**Problem to work on:** Count the lines that include the string "this", and give only that number.

* Start Records shown *

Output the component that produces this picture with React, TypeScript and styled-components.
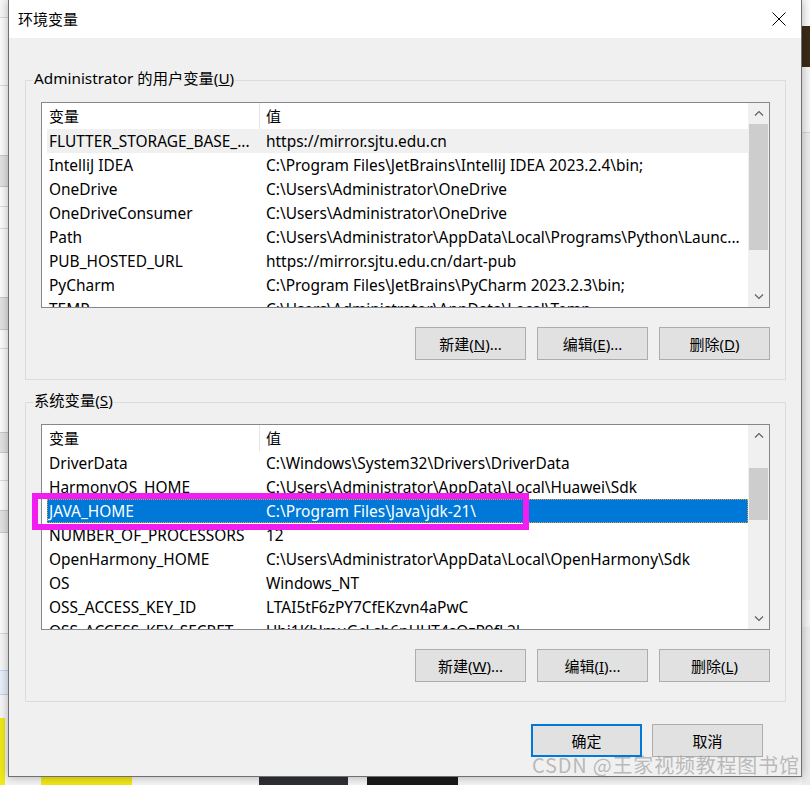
import React from "react";
import styled, { createGlobalStyle } from "styled-components";

const FONT = `"Noto Sans", "Noto Sans CJK SC", sans-serif`;

const GlobalStyle = createGlobalStyle`
  html, body { margin: 0; padding: 0; background: #f3f3f3; }
  body { font-family: ${FONT}; }
  * { box-sizing: border-box; }
`;

const Desktop = styled.div`
  position: relative;
  width: 810px;
  height: 785px;
  overflow: hidden;
  display: grid;
  grid-template-columns: 8px 794px 8px;
  grid-template-rows: 777px 8px;
  background: #f3f3f3;
  font-family: ${FONT};
`;

const LeftStrip = styled.div`
  grid-column: 1;
  grid-row: 1 / span 2;
  display: flex;
  flex-direction: column;
  overflow: hidden;
`;

const RightStrip = styled.div`
  grid-column: 3;
  grid-row: 1 / span 2;
  display: flex;
  flex-direction: column;
  overflow: hidden;
`;

const BottomStrip = styled.div`
  grid-column: 2;
  grid-row: 2;
  display: flex;
  overflow: hidden;
`;

const VSeg = styled.div<{ $h: number; $bg: string; $edge?: string }>`
  flex: none;
  height: ${(p) => p.$h}px;
  background: ${(p) => p.$bg};
  ${(p) => (p.$edge ? `border-top: 1px solid ${p.$edge}; border-bottom: 1px solid ${p.$edge};` : "")}
`;

const HSeg = styled.div<{ $w: number; $bg: string }>`
  flex: none;
  width: ${(p) => p.$w}px;
  background: ${(p) => p.$bg};
`;

const Dialog = styled.section`
  grid-column: 2;
  grid-row: 1;
  position: relative;
  z-index: 1;
  display: flex;
  flex-direction: column;
  background: #f0f0f0;
  border: 1px solid #707070;
  border-top: none;
  box-shadow: 0 0 9px rgba(0, 0, 0, 0.3);
`;

const TitleBar = styled.header`
  flex: none;
  height: 38px;
  background: #ffffff;
  display: flex;
  align-items: center;
  justify-content: space-between;
  padding-left: 9px;
`;

const Title = styled.span`
  font-size: 15px;
  color: #000;
  line-height: 20px;
`;

const CloseButton = styled.div`
  width: 44px;
  height: 38px;
  display: flex;
  align-items: center;
  justify-content: center;
`;

const Body = styled.div`
  flex: 1;
  display: flex;
  flex-direction: column;
  gap: 22px;
  padding: 42px 15px 0 16px;
`;

const GroupBox = styled.div`
  position: relative;
  border: 1px solid #dcdcdc;
  padding: 21px 15px 19px 15px;
  display: flex;
  flex-direction: column;
  gap: 19px;
`;

const GroupLabel = styled.span`
  position: absolute;
  top: -13px;
  left: 7px;
  padding: 0 1px;
  background: #f0f0f0;
  font-size: 15.3px;
  line-height: 20px;
  color: #000;
`;

const ListView = styled.div`
  height: 206px;
  flex: none;
  border: 1px solid #828790;
  background: #ffffff;
  display: flex;
  overflow: hidden;
`;

const ListContent = styled.div`
  flex: 1;
  min-width: 0;
  display: flex;
  flex-direction: column;
  overflow: hidden;
`;

const HeaderRow = styled.div`
  flex: none;
  height: 26px;
  display: grid;
  grid-template-columns: 217px 1fr;
`;

const HeaderCell = styled.div<{ $sep?: boolean }>`
  font-size: 15px;
  line-height: 26px;
  color: #000;
  padding-left: ${(p) => (p.$sep ? 6 : 7)}px;
  border-left: ${(p) => (p.$sep ? "1px solid #e5e5e5" : "none")};
  white-space: nowrap;
  overflow: hidden;
`;

type RowState = "normal" | "inactive" | "selected";

const Row = styled.div<{ $state: RowState }>`
  flex: none;
  height: 24px;
  margin-left: 5px;
  display: grid;
  grid-template-columns: 212px 1fr;
  background: ${(p) =>
    p.$state === "selected" ? "#0078d7" : p.$state === "inactive" ? "#f0f0f0" : "transparent"};
  color: ${(p) => (p.$state === "selected" ? "#ffffff" : "#000000")};
  outline: ${(p) => (p.$state === "selected" ? "1px dotted #e0a040" : "none")};
  outline-offset: -1px;
`;

const Cell = styled.div<{ $value?: boolean }>`
  font-size: 15.45px;
  line-height: 24px;
  padding-left: ${(p) => (p.$value ? 7 : 2)}px;
  white-space: nowrap;
  overflow: hidden;
`;

const ScrollBar = styled.div`
  flex: none;
  width: 21px;
  display: flex;
  flex-direction: column;
  background: #f0f0f0;
`;

const ScrollArrow = styled.div`
  flex: none;
  height: 21px;
  display: flex;
  align-items: center;
  justify-content: center;
`;

const ScrollTrack = styled.div`
  flex: 1;
  display: flex;
  flex-direction: column;
`;

const ScrollThumb = styled.div<{ $offset: number; $size: number }>`
  flex: none;
  margin: ${(p) => p.$offset}px 1px 0 1px;
  height: ${(p) => p.$size}px;
  background: #cdcdcd;
`;

const ButtonRow = styled.div<{ $gap: number }>`
  display: flex;
  justify-content: flex-end;
  gap: ${(p) => p.$gap}px;
`;

const Button = styled.button<{ $primary?: boolean }>`
  width: 111px;
  height: 33px;
  padding: 0;
  background: #e1e1e1;
  border: ${(p) => (p.$primary ? "2px solid #0078d7" : "1px solid #adadad")};
  font-family: ${FONT};
  font-size: 15px;
  color: #000;
  line-height: 20px;
`;

const Footer = styled.div`
  display: flex;
  justify-content: flex-end;
  gap: 10px;
  padding: 22px 38px 19px 0;
`;

const Annotation = styled.div`
  position: absolute;
  left: 32px;
  top: 493px;
  width: 497px;
  height: 37px;
  border: 6px solid #f21df0;
  z-index: 2;
  pointer-events: none;
`;

const Watermark = styled.div`
  position: absolute;
  left: 532px;
  top: 752px;
  z-index: 3;
  font-family: "Noto Sans CJK SC", sans-serif;
  font-size: 20px;
  line-height: 26px;
  letter-spacing: 0.8px;
  color: rgba(160, 160, 160, 0.7);
  white-space: nowrap;
`;

const Up = () => (
  <svg width="10" height="7" viewBox="0 0 10 7">
    <polyline points="1,5.5 5,1.5 9,5.5" fill="none" stroke="#606060" strokeWidth="1.2" />
  </svg>
);
const Down = () => (
  <svg width="10" height="7" viewBox="0 0 10 7">
    <polyline points="1,1.5 5,5.5 9,1.5" fill="none" stroke="#606060" strokeWidth="1.2" />
  </svg>
);

type Item = { name: string; value: string; state?: RowState };

const userVars: Item[] = [
  { name: "FLUTTER_STORAGE_BASE_...", value: "https://mirror.sjtu.edu.cn", state: "inactive" },
  { name: "IntelliJ IDEA", value: "C:\\Program Files\\JetBrains\\IntelliJ IDEA 2023.2.4\\bin;" },
  { name: "OneDrive", value: "C:\\Users\\Administrator\\OneDrive" },
  { name: "OneDriveConsumer", value: "C:\\Users\\Administrator\\OneDrive" },
  { name: "Path", value: "C:\\Users\\Administrator\\AppData\\Local\\Programs\\Python\\Launc..." },
  { name: "PUB_HOSTED_URL", value: "https://mirror.sjtu.edu.cn/dart-pub" },
  { name: "PyCharm", value: "C:\\Program Files\\JetBrains\\PyCharm 2023.2.3\\bin;" },
  { name: "TEMP", value: "C:\\Users\\Administrator\\AppData\\Local\\Temp" },
];

const sysVars: Item[] = [
  { name: "DriverData", value: "C:\\Windows\\System32\\Drivers\\DriverData" },
  { name: "HarmonyOS_HOME", value: "C:\\Users\\Administrator\\AppData\\Local\\Huawei\\Sdk" },
  { name: "JAVA_HOME", value: "C:\\Program Files\\Java\\jdk-21\\", state: "selected" },
  { name: "NUMBER_OF_PROCESSORS", value: "12" },
  { name: "OpenHarmony_HOME", value: "C:\\Users\\Administrator\\AppData\\Local\\OpenHarmony\\Sdk" },
  { name: "OS", value: "Windows_NT" },
  { name: "OSS_ACCESS_KEY_ID", value: "LTAI5tF6zPY7CfEKzvn4aPwC" },
  { name: "OSS_ACCESS_KEY_SECRET", value: "Uhi1KblmuGcLsb6nUHT4sQzP9fL2l" },
];

const VarList = ({ items, offset, size }: { items: Item[]; offset: number; size: number }) => (
  <ListView>
    <ListContent>
      <HeaderRow>
        <HeaderCell>变量</HeaderCell>
        <HeaderCell $sep>值</HeaderCell>
      </HeaderRow>
      {items.map((it) => (
        <Row key={it.name} $state={it.state ?? "normal"}>
          <Cell>{it.name}</Cell>
          <Cell $value>{it.value}</Cell>
        </Row>
      ))}
    </ListContent>
    <ScrollBar>
      <ScrollArrow>
        <Up />
      </ScrollArrow>
      <ScrollTrack>
        <ScrollThumb $offset={offset} $size={size} />
      </ScrollTrack>
      <ScrollArrow>
        <Down />
      </ScrollArrow>
    </ScrollBar>
  </ListView>
);

const leftSegs: [number, string, string?][] = [
  [17, "#f6f6f6"], [1, "#dadada"], [67, "#fbfbfb"], [1, "#dadada"], [69, "#fbfbfb"],
  [32, "#e2e2e2", "#c8c8c8"], [19, "#fbfbfb"], [1, "#dadada"], [21, "#fbfbfb"], [1, "#dadada"],
  [68, "#fbfbfb"], [33, "#e2e2e2", "#c8c8c8"], [18, "#fbfbfb"], [1, "#dadada"], [83, "#fbfbfb"],
  [21, "#e2e2e2", "#c8c8c8"], [27, "#fbfbfb"], [1, "#dadada"], [29, "#fbfbfb"],
  [23, "#e2e2e2", "#c8c8c8"], [100, "#fbfbfb"], [1, "#dadada"], [36, "#f6f6f6"],
  [25, "#e6effa", "#c4d6ee"], [23, "#f6f6f6"], [67, "linear-gradient(90deg,#efe81a 0 5px,#f4f4f4 5px)"],
];

const rightSegs: [number, string][] = [
  [26, "#fafafa"], [41, "#3a2b16"], [65, "#f4f4f4"], [1, "#d6d6d6"],
  [467, "#ececec"], [27, "#f4f4f4"], [158, "#ececec"],
];

const bottomSegs: [number, string][] = [
  [33, "#f3f3f3"], [91, "#f0e617"], [16, "#f5f5f5"], [92, "#f5f5f5"], [19, "#f3f3f3"],
  [89, "#2f3033"], [19, "#f3f3f3"], [91, "#1b1b1b"], [344, "#f3f3f3"],
];

export default function App() {
  return (
    <>
      <GlobalStyle />
      <Desktop>
        <LeftStrip>
          {leftSegs.map(([h, bg, edge], i) => (
            <VSeg key={i} $h={h} $bg={bg} $edge={edge} />
          ))}
        </LeftStrip>
        <Dialog>
          <TitleBar>
            <Title>环境变量</Title>
            <CloseButton>
              <svg width="14" height="14" viewBox="0 0 14 14">
                <line x1="0.5" y1="0.5" x2="13.5" y2="13.5" stroke="#000" strokeWidth="1" />
                <line x1="13.5" y1="0.5" x2="0.5" y2="13.5" stroke="#000" strokeWidth="1" />
              </svg>
            </CloseButton>
          </TitleBar>
          <Body>
            <GroupBox>
              <GroupLabel>
                Administrator 的用户变量(<u>U</u>)
              </GroupLabel>
              <VarList items={userVars} offset={0} size={126} />
              <ButtonRow $gap={11}>
                <Button>
                  新建(<u>N</u>)...
                </Button>
                <Button>
                  编辑(<u>E</u>)...
                </Button>
                <Button>
                  删除(<u>D</u>)
                </Button>
              </ButtonRow>
            </GroupBox>
            <GroupBox>
              <GroupLabel>
                系统变量(<u>S</u>)
              </GroupLabel>
              <VarList items={sysVars} offset={22} size={52} />
              <ButtonRow $gap={11}>
                <Button>
                  新建(<u>W</u>)...
                </Button>
                <Button>
                  编辑(<u>I</u>)...
                </Button>
                <Button>
                  删除(<u>L</u>)
                </Button>
              </ButtonRow>
            </GroupBox>
          </Body>
          <Footer>
            <Button $primary>确定</Button>
            <Button>取消</Button>
          </Footer>
        </Dialog>
        <RightStrip>
          {rightSegs.map(([h, bg], i) => (
            <VSeg key={i} $h={h} $bg={bg} />
          ))}
        </RightStrip>
        <BottomStrip>
          {bottomSegs.map(([w, bg], i) => (
            <HSeg key={i} $w={w} $bg={bg} />
          ))}
        </BottomStrip>
        <Annotation />
        <Watermark>CSDN @王家视频教程图书馆</Watermark>
      </Desktop>
    </>
  );
}
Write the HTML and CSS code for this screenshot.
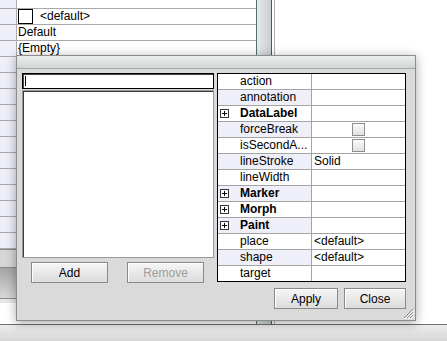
FILE: index.html
```html
<!DOCTYPE html>
<html lang="en">
<head>
  <meta charset="UTF-8" />
  <title>Properties</title>
  <link rel="stylesheet" href="styles.css">
</head>
<body>
  <!-- window behind the dialog -->
  <div class="desk">
    <div class="sheet">
      <div class="row top"><span class="key"></span><span class="val"></span></div>
      <div class="row"><span class="key"></span><span class="val"><span class="box"></span>&lt;default&gt;</span></div>
      <div class="row"><span class="key"></span><span class="val">Default</span></div>
      <div class="row"><span class="key"></span><span class="val">{Empty}</span></div>
      <div class="row"><span class="key"></span><span class="val"></span></div>
      <div class="row"><span class="key"></span><span class="val"></span></div>
      <div class="row"><span class="key"></span><span class="val"></span></div>
      <div class="row"><span class="key"></span><span class="val"></span></div>
      <div class="row"><span class="key"></span><span class="val"></span></div>
      <div class="row"><span class="key"></span><span class="val"></span></div>
      <div class="row"><span class="key"></span><span class="val"></span></div>
      <div class="row"><span class="key"></span><span class="val"></span></div>
      <div class="row"><span class="key"></span><span class="val"></span></div>
      <div class="row"><span class="key"></span><span class="val"></span></div>
      <div class="row"><span class="key"></span><span class="val"></span></div>
      <div class="row"><span class="key"></span><span class="val"></span></div>
      <div class="sheet-foot">
        <div class="foot-gray"></div>
        <div class="foot-bar"></div>
        <div class="foot-white"></div>
      </div>
    </div>
    <div class="scroll"></div>
    <div class="blank"></div>
  </div>
  <div class="status"></div>

  <!-- properties dialog -->
  <div class="dialog">
    <div class="titlebar"></div>
    <div class="dlg-body">
      <div class="left">
        <div class="field"><span class="caret"></span></div>
        <div class="list"></div>
        <div class="left-btns">
          <button class="btn">Add</button>
          <button class="btn off">Remove</button>
        </div>
      </div>
      <div class="right">
        <div class="props">
          <div class="prow"><div class="pname">action</div><div class="pval"></div></div>
          <div class="prow alt"><div class="pname">annotation</div><div class="pval"></div></div>
          <div class="prow"><div class="pname grp"><span class="tog"><svg width="9" height="9" viewBox="0 0 9 9"><rect x="0.5" y="0.5" width="8" height="8" fill="#fff" stroke="#333"/><path d="M2 4.5h5M4.5 2v5" stroke="#000"/></svg></span>DataLabel</div><div class="pval"></div></div>
          <div class="prow alt"><div class="pname">forceBreak</div><div class="pval mid"><span class="chk"></span></div></div>
          <div class="prow"><div class="pname">isSecondA...</div><div class="pval mid"><span class="chk"></span></div></div>
          <div class="prow alt"><div class="pname">lineStroke</div><div class="pval">Solid</div></div>
          <div class="prow"><div class="pname">lineWidth</div><div class="pval"></div></div>
          <div class="prow alt"><div class="pname grp"><span class="tog"><svg width="9" height="9" viewBox="0 0 9 9"><rect x="0.5" y="0.5" width="8" height="8" fill="#fff" stroke="#333"/><path d="M2 4.5h5M4.5 2v5" stroke="#000"/></svg></span>Marker</div><div class="pval"></div></div>
          <div class="prow"><div class="pname grp"><span class="tog"><svg width="9" height="9" viewBox="0 0 9 9"><rect x="0.5" y="0.5" width="8" height="8" fill="#fff" stroke="#333"/><path d="M2 4.5h5M4.5 2v5" stroke="#000"/></svg></span>Morph</div><div class="pval"></div></div>
          <div class="prow alt"><div class="pname grp"><span class="tog"><svg width="9" height="9" viewBox="0 0 9 9"><rect x="0.5" y="0.5" width="8" height="8" fill="#fff" stroke="#333"/><path d="M2 4.5h5M4.5 2v5" stroke="#000"/></svg></span>Paint</div><div class="pval"></div></div>
          <div class="prow"><div class="pname">place</div><div class="pval">&lt;default&gt;</div></div>
          <div class="prow alt"><div class="pname">shape</div><div class="pval">&lt;default&gt;</div></div>
          <div class="prow last"><div class="pname">target</div><div class="pval"></div></div>
        </div>
        <div class="right-btns">
          <button class="btn apply">Apply</button>
          <button class="btn close">Close</button>
        </div>
      </div>
    </div>
    <svg class="grip" width="12" height="12" viewBox="0 0 12 12">
      <path d="M11 2L2 11M11 5L5 11M11 8L8 11" stroke="#8a8a8a"/>
      <path d="M12 3L3 12M12 6L6 12M12 9L9 12" stroke="#fff"/>
    </svg>
  </div>
</body>
</html>
```

FILE: styles.css
```css
body {
  margin: 0;
  width: 447px;
  height: 341px;
  overflow: hidden;
  font-family: "Liberation Sans", Arial, sans-serif;
  font-size: 12px;
  color: #000;
  background: #fff;
  position: relative;
}

/* окно на заднем плане */
.desk {
  display: flex;
  height: 324px;
}

.sheet {
  width: 256px;
  display: flex;
  flex-direction: column;
  background: #fff;
}

.row {
  display: flex;
  height: 15px;
  line-height: 15px;
  border-bottom: 1px solid #a9a9a9;
}

.row.top {
  height: 8px;
}

.key {
  width: 16px;
  flex: none;
  background: #efeff9;
  border-right: 1px solid #a9a9a9;
}

.val {
  display: flex;
  align-items: center;
  gap: 7px;
  padding-left: 1px;
  white-space: nowrap;
}

.box {
  width: 13px;
  height: 13px;
  border: 1px solid #000;
  background: #fff;
}

.sheet-foot {
  flex: 1;
  display: flex;
  flex-direction: column;
  border-top: 1px solid #8a8a8a;
}

.foot-gray {
  height: 17px;
  background: #d6d6d6;
  border-bottom: 1px solid #8a8a8a;
}

.foot-bar {
  height: 30px;
  background: linear-gradient(to bottom, #a4a4a4, #d8d8d8);
  border-bottom: 1px solid #8a8a8a;
}

.foot-white {
  flex: 1;
  background: #fff;
  border-top: 4px solid #e6e6e6;
  border-top-width: 4px;
}

.scroll {
  width: 14px;
  border-left: 1px solid #52706f;
  border-right: 1px solid #4d5858;
  background: linear-gradient(to right, #e6eaea, #c8cfcf);
}

.blank {
  flex: 1;
  border-left: 1px solid #fff;
  box-shadow: inset 1px 0 0 #fff, inset 2px 0 0 #b0b0b0;
  background: #fff;
}

.status {
  height: 16px;
  border-top: 1px solid #6e6e6e;
  background: linear-gradient(to bottom, #ececec, #d6d6d6);
}

/* диалог */
.dialog {
  position: absolute;
  left: 16px;
  top: 55px;
  width: 398px;
  height: 264px;
  border: 1px solid #8c8c8c;
  background: #dadada;
  box-shadow: 0 2px 10px rgba(0, 0, 0, 0.35);
}

.titlebar {
  height: 12px;
  border-bottom: 1px solid #a4a8a8;
  background: linear-gradient(to bottom, #eceeee, #d2d6d6);
}

.dlg-body {
  display: flex;
  gap: 3px;
  padding: 4px 9px 0 5px;
}

.left {
  width: 192px;
  display: flex;
  flex-direction: column;
}

.field {
  height: 14px;
  border: 1px solid #000;
  box-shadow: inset 1px 1px 0 #444;
  background: #fff;
  position: relative;
}

.caret {
  position: absolute;
  left: 2px;
  top: 2px;
  width: 1px;
  height: 10px;
  background: #000;
}

.list {
  margin-top: 1px;
  height: 166px;
  border: 1px solid #9a9a9a;
  box-shadow: inset 1px 1px 0 #3a3a3a;
  background: #fff;
}

.left-btns {
  display: flex;
  justify-content: space-between;
  margin-top: 4px;
  padding: 0 10px 0 9px;
}

.btn {
  height: 21px;
  width: 77px;
  padding: 0;
  border: 1px solid #8a8a8a;
  box-shadow: inset 1px 1px 0 #fff;
  background: linear-gradient(to bottom, #f6f6f6, #dcdcdc);
  font-family: "Liberation Sans", Arial, sans-serif;
  font-size: 12px;
  color: #000;
}

.btn.off {
  color: #9c9c9c;
}

.right {
  width: 189px;
  display: flex;
  flex-direction: column;
}

.props {
  border: 1px solid #000;
  background: #fff;
}

.prow {
  display: flex;
  height: 15px;
  line-height: 15px;
  border-bottom: 1px solid #a4a4a4;
}

.prow.last {
  border-bottom: none;
}

.pname {
  width: 71px;
  flex: none;
  padding-left: 22px;
  border-right: 1px solid #a4a4a4;
  white-space: nowrap;
  overflow: hidden;
}

.prow.alt .pname {
  background: #efeff9;
}

.pname.grp {
  font-weight: bold;
}

.tog {
  display: inline-block;
  width: 21px;
  margin-left: -21px;
  padding-left: 1px;
  box-sizing: border-box;
  vertical-align: -1px;
}

.tog svg {
  display: block;
}

.pval {
  flex: 1;
  padding-left: 2px;
  white-space: nowrap;
}

.pval.mid {
  display: flex;
  justify-content: center;
  align-items: center;
  padding-left: 0;
}

.chk {
  width: 11px;
  height: 11px;
  border: 1px solid #8e8e8e;
  background: linear-gradient(to bottom, #fafafa, #e2e2e2);
}

.right-btns {
  display: flex;
  justify-content: flex-end;
  gap: 6px;
  margin-top: 6px;
}

.btn.apply {
  width: 64px;
}

.btn.close {
  width: 62px;
}

.grip {
  position: absolute;
  right: 1px;
  bottom: 1px;
}
```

* End Records shown *

**Output below:** 2